Now however it does not automatically shut off a few minutes after a job. Does yours?

No… Honestly, I never tried to control the fan beyond manually switching it on or off. Typically, I do not run laser jobs unattended - at least not if flamable materials are involved - so I can switch the fan off when the job is done.

That said, it would be very easy to have the fan control in the GCode - add M1010 S4 P100 in the beginning, and M1010 S4 P0 at the end, perhaps with a wait command before that tomallow the smoke to be fanned out - that would be G4 S60 for a 60 sec. wait.

Yeah, when you run a luban Job, the fan keeps running after finish.

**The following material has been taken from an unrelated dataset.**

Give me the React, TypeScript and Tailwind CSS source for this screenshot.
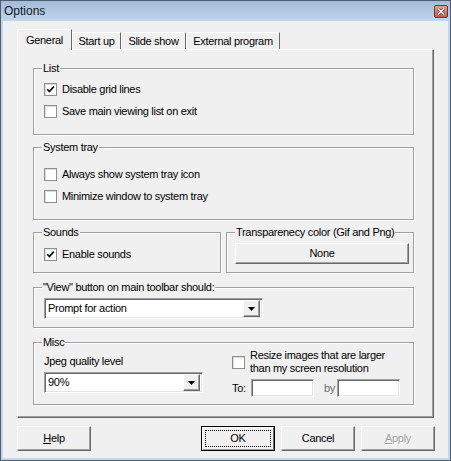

I actually have this in a separate profile. I have a “long run” or “overnight” profile for projects that’ll take like, 12 hours or more. In the header I use M1010 S3 10 to set the enclosure LEDs to dim, and M1010 S4 100 to set the fan to max. After it runs, I have the following at the end of the gcode file;

M1010 S3 P100
G4 S1
M1010 S3 P0
G4 S1
M1010 S3 P100
G4 S1
M1010 S3 P0
G4 S1
M1010 S3 P100
G4 S1
M1010 S3 P0
G4 S1
M1010 S3 P100
G4 S1
M1010 S3 P0
G4 S1
M1010 S3 P100
G4 S1
M1010 S3 P0
G4 S1
M1010 S3 P100
G4 S300
M1010 S4 P0
M1010 S3 P0
M18

This sets the enclosure brightness to max, then turns of off and on, blinking the enclosure light 5 times to indicate it’s done. (if I happen to be around/up to notice). If I’m not, it waits 5 minutes before turning the fan and LEDs off. Finally the M18 turns the steppers off to reduce power draw on idle.